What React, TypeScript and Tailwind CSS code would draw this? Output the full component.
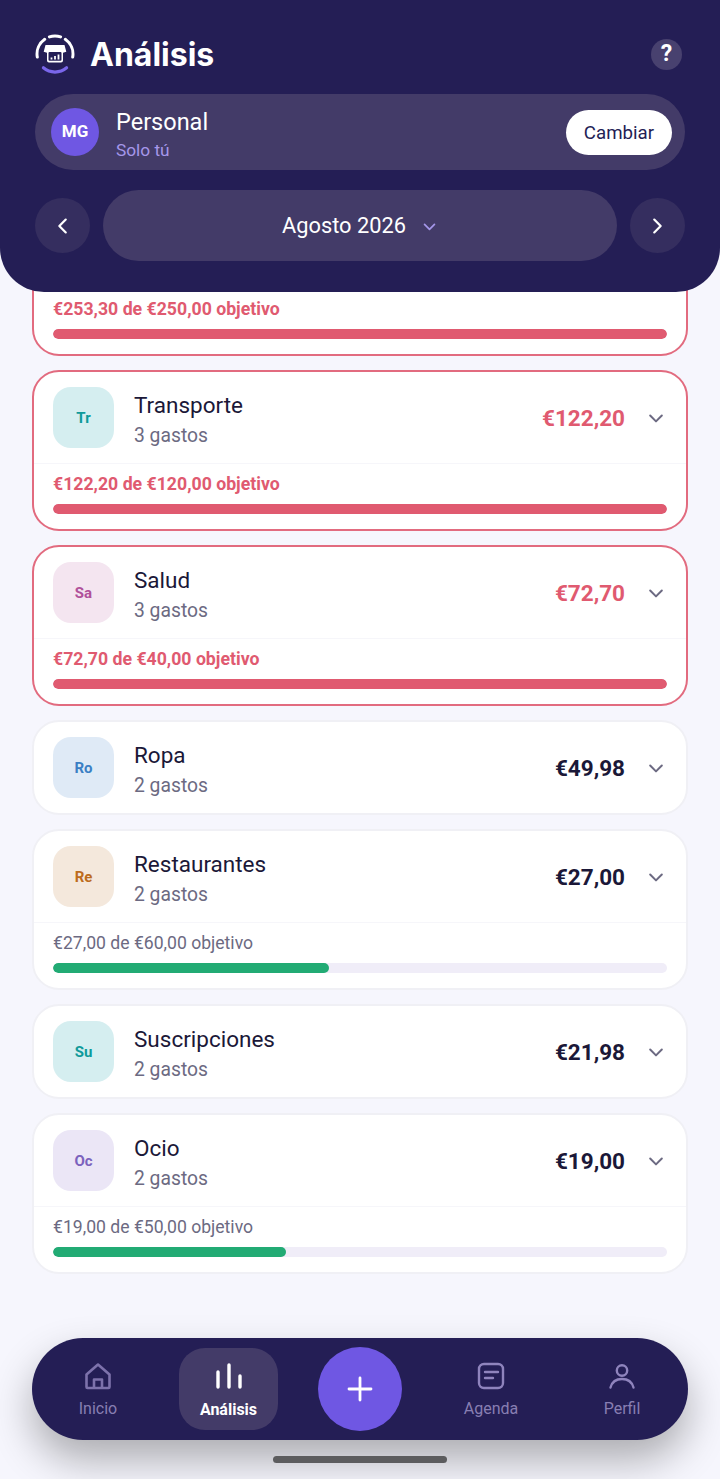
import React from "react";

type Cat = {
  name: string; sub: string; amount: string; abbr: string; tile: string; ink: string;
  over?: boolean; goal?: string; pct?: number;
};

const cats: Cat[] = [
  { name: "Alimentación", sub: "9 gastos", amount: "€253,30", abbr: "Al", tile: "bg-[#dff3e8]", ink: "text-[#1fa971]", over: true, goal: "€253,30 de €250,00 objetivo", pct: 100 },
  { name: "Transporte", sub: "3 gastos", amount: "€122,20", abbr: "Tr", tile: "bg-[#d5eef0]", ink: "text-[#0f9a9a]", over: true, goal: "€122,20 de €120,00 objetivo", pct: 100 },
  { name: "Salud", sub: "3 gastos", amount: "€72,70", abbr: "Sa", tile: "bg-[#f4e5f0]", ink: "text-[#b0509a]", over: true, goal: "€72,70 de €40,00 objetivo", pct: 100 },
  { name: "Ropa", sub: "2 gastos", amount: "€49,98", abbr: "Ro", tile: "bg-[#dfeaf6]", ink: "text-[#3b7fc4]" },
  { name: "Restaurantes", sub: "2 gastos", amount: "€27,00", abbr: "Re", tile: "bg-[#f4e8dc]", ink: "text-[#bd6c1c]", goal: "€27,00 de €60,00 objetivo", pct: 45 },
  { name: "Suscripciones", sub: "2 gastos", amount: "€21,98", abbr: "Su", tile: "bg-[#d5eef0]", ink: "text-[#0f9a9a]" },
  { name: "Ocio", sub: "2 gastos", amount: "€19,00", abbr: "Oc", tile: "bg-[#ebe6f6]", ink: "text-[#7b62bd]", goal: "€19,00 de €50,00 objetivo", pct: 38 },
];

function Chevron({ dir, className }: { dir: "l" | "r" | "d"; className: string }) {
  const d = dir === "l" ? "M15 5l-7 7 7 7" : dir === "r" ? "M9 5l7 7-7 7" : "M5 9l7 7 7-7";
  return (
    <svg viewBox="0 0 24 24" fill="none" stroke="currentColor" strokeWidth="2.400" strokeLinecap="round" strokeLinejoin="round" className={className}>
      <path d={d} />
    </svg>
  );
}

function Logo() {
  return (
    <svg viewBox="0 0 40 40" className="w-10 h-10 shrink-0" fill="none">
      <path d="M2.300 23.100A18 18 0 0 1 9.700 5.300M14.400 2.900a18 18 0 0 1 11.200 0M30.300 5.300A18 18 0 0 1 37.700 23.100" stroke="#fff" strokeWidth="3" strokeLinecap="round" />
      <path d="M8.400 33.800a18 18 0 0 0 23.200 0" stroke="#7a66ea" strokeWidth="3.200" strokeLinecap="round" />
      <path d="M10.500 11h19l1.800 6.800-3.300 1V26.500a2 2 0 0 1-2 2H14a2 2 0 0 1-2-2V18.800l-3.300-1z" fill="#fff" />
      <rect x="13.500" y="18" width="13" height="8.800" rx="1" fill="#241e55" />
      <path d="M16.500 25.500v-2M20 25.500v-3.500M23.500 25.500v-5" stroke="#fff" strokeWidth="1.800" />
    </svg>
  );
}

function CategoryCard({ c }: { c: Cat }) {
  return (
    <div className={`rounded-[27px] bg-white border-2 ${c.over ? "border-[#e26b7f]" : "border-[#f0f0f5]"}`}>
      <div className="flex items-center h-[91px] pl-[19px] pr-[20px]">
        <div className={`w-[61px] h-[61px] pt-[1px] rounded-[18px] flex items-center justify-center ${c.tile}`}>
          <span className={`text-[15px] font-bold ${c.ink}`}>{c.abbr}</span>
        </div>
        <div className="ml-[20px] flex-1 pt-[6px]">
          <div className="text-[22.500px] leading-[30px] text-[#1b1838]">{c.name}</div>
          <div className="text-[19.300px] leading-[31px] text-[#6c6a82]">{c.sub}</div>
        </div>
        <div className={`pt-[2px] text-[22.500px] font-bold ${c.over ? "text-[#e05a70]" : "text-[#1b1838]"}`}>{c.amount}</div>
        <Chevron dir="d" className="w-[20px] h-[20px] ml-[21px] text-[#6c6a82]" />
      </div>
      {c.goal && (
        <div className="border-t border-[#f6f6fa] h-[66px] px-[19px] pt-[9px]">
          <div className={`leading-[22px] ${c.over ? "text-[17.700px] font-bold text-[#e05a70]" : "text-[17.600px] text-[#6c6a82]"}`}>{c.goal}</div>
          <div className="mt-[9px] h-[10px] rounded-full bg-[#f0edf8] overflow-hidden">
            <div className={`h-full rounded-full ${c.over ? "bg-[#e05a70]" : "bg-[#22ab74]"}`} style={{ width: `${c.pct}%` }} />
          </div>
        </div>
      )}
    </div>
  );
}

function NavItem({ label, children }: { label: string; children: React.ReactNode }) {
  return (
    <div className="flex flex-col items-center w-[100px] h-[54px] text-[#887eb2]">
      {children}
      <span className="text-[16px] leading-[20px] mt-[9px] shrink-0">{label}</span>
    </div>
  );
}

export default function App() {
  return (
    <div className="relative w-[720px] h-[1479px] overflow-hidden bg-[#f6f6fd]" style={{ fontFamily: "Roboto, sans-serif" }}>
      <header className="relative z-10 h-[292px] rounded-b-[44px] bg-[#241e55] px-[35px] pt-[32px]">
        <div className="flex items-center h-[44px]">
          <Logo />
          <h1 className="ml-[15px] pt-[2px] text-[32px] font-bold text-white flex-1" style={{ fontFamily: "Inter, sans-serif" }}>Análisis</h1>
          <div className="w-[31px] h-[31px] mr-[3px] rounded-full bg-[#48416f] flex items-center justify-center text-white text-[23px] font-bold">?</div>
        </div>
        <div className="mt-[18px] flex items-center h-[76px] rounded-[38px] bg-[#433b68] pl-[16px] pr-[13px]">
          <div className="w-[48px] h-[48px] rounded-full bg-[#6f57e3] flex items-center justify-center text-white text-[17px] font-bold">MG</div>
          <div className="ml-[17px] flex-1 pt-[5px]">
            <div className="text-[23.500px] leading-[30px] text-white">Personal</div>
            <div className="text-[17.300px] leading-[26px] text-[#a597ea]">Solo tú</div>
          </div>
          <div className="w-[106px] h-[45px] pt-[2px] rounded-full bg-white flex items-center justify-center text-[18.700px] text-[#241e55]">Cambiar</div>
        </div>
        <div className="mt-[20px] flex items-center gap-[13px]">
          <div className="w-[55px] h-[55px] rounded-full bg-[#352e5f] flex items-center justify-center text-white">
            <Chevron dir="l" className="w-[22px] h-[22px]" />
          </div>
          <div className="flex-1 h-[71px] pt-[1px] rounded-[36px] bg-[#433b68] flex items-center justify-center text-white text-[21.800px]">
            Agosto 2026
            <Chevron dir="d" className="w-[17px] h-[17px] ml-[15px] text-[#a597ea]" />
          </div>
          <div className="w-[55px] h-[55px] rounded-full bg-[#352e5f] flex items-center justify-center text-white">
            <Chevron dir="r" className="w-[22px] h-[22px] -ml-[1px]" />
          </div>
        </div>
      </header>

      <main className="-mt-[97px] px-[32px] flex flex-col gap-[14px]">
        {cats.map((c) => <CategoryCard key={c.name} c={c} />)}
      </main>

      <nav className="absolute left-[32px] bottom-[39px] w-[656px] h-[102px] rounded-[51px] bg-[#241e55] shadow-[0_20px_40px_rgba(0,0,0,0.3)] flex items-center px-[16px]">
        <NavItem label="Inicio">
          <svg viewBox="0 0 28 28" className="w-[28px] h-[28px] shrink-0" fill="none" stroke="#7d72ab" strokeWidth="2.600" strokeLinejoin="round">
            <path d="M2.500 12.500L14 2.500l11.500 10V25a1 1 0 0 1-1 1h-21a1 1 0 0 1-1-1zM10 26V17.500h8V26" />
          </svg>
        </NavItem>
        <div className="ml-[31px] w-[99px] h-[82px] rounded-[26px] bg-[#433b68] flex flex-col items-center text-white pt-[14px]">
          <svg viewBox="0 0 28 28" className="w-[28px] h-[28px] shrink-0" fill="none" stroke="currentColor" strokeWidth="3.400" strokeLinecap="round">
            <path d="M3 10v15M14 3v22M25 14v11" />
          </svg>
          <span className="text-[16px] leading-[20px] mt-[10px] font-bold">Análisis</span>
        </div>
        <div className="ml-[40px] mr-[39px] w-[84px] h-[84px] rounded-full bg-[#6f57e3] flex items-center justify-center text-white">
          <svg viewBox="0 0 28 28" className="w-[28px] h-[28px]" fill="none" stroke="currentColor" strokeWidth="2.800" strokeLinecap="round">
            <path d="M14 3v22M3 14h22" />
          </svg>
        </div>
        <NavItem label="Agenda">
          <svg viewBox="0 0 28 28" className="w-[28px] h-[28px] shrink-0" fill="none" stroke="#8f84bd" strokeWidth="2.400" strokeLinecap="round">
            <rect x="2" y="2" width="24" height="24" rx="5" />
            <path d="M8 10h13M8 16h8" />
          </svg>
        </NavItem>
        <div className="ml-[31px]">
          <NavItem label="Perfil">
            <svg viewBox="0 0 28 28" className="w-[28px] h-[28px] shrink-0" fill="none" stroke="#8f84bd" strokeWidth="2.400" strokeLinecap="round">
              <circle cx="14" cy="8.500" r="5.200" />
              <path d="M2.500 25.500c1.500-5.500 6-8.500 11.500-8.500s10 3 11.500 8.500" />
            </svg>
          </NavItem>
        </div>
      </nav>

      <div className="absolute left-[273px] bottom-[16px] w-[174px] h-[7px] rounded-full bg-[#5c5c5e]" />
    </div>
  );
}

==

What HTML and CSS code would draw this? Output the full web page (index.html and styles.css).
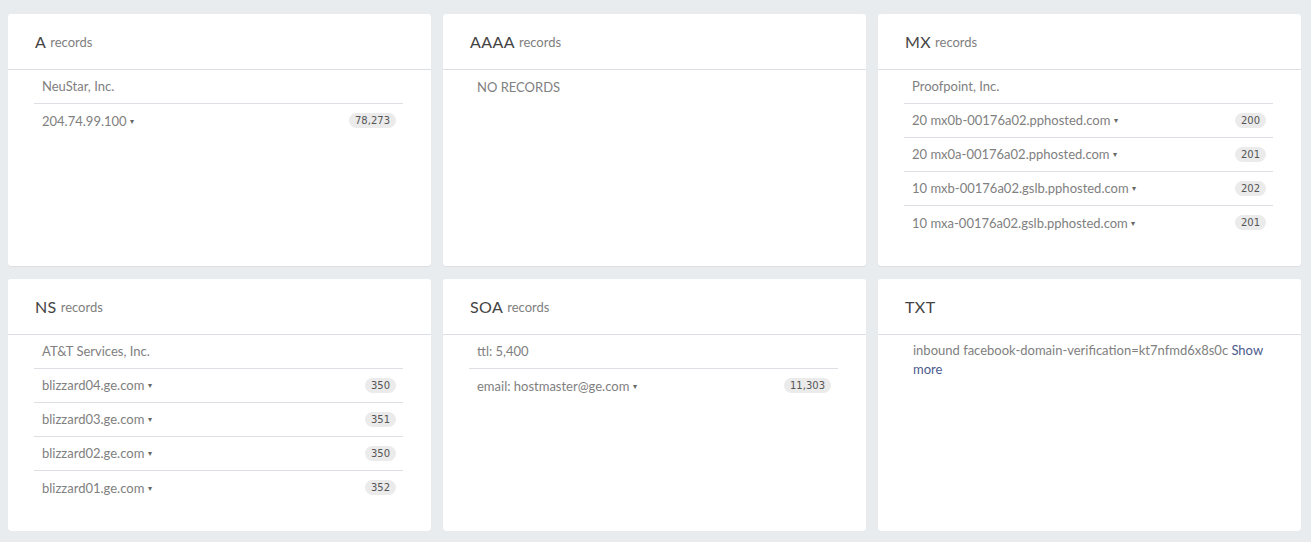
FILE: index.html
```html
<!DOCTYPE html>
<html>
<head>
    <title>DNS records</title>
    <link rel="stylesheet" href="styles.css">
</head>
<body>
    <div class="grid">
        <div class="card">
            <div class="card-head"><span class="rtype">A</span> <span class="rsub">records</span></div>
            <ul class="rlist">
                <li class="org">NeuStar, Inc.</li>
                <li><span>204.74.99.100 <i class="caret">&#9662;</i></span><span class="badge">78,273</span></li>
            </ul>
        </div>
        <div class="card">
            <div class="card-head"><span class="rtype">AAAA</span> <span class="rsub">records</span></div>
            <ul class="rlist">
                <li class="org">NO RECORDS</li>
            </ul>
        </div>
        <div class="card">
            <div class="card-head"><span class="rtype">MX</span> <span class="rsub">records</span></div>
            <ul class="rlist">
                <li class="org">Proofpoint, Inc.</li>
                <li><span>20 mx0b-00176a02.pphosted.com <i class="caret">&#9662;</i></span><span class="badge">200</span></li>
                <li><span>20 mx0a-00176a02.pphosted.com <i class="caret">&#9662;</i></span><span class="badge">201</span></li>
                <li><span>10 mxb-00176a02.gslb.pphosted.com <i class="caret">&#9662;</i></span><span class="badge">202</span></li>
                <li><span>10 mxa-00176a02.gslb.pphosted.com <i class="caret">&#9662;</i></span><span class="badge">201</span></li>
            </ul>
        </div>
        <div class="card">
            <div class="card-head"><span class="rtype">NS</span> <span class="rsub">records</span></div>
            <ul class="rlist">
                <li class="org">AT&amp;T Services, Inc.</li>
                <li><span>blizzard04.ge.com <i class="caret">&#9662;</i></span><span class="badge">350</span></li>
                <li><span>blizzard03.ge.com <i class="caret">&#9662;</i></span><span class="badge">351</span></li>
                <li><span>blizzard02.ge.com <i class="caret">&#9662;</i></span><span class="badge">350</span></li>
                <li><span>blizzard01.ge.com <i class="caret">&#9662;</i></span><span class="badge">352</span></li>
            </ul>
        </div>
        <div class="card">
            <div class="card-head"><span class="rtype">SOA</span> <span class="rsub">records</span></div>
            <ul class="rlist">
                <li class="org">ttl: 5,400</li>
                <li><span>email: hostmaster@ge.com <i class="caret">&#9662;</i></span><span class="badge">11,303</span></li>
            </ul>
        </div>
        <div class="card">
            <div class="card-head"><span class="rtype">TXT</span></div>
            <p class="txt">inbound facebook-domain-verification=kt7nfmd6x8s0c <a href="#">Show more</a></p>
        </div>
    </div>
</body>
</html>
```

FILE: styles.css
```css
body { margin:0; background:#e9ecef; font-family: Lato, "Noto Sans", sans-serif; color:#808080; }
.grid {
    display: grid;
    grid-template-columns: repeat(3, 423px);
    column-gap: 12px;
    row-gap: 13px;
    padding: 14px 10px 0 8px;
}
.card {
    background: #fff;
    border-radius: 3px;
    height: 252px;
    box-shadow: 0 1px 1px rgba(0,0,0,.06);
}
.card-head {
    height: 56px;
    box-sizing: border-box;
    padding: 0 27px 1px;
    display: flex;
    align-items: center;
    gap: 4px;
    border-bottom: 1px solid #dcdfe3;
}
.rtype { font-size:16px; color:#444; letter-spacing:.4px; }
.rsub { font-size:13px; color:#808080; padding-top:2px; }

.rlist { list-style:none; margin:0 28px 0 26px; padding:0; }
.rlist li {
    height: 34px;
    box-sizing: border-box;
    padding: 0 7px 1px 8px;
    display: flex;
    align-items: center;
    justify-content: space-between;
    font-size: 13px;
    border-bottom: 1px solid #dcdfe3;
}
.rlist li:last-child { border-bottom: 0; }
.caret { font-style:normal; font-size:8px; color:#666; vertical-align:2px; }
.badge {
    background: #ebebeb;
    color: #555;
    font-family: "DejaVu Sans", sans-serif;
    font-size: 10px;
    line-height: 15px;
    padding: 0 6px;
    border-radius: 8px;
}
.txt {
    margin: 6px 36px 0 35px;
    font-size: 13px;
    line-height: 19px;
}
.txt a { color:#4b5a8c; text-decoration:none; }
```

--

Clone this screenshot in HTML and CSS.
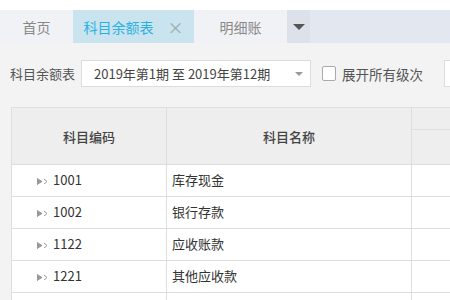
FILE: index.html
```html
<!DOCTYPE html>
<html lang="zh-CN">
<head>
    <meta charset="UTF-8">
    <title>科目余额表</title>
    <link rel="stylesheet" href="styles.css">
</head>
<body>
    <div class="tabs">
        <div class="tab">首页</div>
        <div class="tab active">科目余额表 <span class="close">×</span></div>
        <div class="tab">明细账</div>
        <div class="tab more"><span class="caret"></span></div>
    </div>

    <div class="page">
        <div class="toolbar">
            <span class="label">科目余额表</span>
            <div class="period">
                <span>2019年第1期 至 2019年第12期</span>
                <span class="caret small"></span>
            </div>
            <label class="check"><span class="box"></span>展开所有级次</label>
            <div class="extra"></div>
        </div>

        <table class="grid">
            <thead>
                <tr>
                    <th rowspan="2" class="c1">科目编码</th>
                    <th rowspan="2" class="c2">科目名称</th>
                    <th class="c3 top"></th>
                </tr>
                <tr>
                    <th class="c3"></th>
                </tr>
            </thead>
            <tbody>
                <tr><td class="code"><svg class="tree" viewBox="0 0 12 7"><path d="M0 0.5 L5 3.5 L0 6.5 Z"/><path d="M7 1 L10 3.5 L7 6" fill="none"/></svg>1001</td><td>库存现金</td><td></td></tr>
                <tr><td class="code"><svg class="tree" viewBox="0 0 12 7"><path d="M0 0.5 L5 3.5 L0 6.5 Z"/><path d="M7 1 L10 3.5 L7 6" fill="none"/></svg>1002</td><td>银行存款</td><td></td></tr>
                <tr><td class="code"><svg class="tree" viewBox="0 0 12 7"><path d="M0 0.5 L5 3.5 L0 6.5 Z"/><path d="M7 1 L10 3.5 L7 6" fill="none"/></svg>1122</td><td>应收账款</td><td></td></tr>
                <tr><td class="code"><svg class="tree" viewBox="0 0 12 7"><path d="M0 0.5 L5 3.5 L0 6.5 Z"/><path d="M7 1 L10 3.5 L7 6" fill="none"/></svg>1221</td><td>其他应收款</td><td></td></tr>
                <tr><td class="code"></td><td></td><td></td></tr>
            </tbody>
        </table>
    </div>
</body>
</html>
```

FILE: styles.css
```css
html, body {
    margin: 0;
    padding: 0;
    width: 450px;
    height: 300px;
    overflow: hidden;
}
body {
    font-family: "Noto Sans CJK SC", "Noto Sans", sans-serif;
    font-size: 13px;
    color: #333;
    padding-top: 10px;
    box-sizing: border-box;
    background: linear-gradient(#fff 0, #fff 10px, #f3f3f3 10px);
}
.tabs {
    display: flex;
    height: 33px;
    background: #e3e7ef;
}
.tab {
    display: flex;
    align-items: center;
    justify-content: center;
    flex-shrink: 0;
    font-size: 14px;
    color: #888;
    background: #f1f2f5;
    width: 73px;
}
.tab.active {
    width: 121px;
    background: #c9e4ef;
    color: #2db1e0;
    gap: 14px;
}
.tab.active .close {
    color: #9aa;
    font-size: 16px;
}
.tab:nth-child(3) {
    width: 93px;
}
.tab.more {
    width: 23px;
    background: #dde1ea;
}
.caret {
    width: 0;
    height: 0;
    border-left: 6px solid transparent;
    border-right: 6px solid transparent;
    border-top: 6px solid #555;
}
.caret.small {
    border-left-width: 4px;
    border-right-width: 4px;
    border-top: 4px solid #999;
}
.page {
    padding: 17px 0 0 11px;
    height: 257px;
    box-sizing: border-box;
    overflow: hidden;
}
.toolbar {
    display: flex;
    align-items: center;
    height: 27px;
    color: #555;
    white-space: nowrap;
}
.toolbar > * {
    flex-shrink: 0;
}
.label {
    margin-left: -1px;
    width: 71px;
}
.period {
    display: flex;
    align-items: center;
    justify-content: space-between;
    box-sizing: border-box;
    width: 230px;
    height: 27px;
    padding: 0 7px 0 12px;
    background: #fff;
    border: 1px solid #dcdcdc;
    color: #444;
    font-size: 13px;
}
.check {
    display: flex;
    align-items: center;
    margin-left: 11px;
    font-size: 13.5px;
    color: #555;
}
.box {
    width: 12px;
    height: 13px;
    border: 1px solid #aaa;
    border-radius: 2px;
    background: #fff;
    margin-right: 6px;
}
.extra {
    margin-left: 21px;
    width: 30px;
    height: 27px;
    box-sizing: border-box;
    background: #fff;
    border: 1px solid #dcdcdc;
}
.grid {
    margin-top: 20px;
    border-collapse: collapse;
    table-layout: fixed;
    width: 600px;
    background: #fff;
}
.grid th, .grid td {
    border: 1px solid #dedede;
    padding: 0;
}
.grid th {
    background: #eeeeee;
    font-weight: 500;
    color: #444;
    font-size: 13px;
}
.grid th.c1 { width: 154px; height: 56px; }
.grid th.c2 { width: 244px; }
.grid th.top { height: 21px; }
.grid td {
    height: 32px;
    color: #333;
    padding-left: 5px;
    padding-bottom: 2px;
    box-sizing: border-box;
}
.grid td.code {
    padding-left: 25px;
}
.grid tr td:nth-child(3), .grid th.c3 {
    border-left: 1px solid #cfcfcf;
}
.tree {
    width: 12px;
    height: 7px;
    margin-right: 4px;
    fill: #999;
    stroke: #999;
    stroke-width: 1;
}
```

(TASK) Gather each line from the listing above that holds "code".

(COMPLETE OUTPUT)
What React, TypeScript and Tailwind CSS code would draw this? Output the full component.
What HTML and CSS code would draw this? Output the full web page (index.html and styles.css).
                <tr><td class="code"><svg class="tree" viewBox="0 0 12 7"><path d="M0 0.5 L5 3.5 L0 6.5 Z"/><path d="M7 1 L10 3.5 L7 6" fill="none"/></svg>1001</td><td>库存现金</td><td></td></tr>
                <tr><td class="code"><svg class="tree" viewBox="0 0 12 7"><path d="M0 0.5 L5 3.5 L0 6.5 Z"/><path d="M7 1 L10 3.5 L7 6" fill="none"/></svg>1002</td><td>银行存款</td><td></td></tr>
                <tr><td class="code"><svg class="tree" viewBox="0 0 12 7"><path d="M0 0.5 L5 3.5 L0 6.5 Z"/><path d="M7 1 L10 3.5 L7 6" fill="none"/></svg>1122</td><td>应收账款</td><td></td></tr>
                <tr><td class="code"><svg class="tree" viewBox="0 0 12 7"><path d="M0 0.5 L5 3.5 L0 6.5 Z"/><path d="M7 1 L10 3.5 L7 6" fill="none"/></svg>1221</td><td>其他应收款</td><td></td></tr>
                <tr><td class="code"></td><td></td><td></td></tr>
.grid td.code {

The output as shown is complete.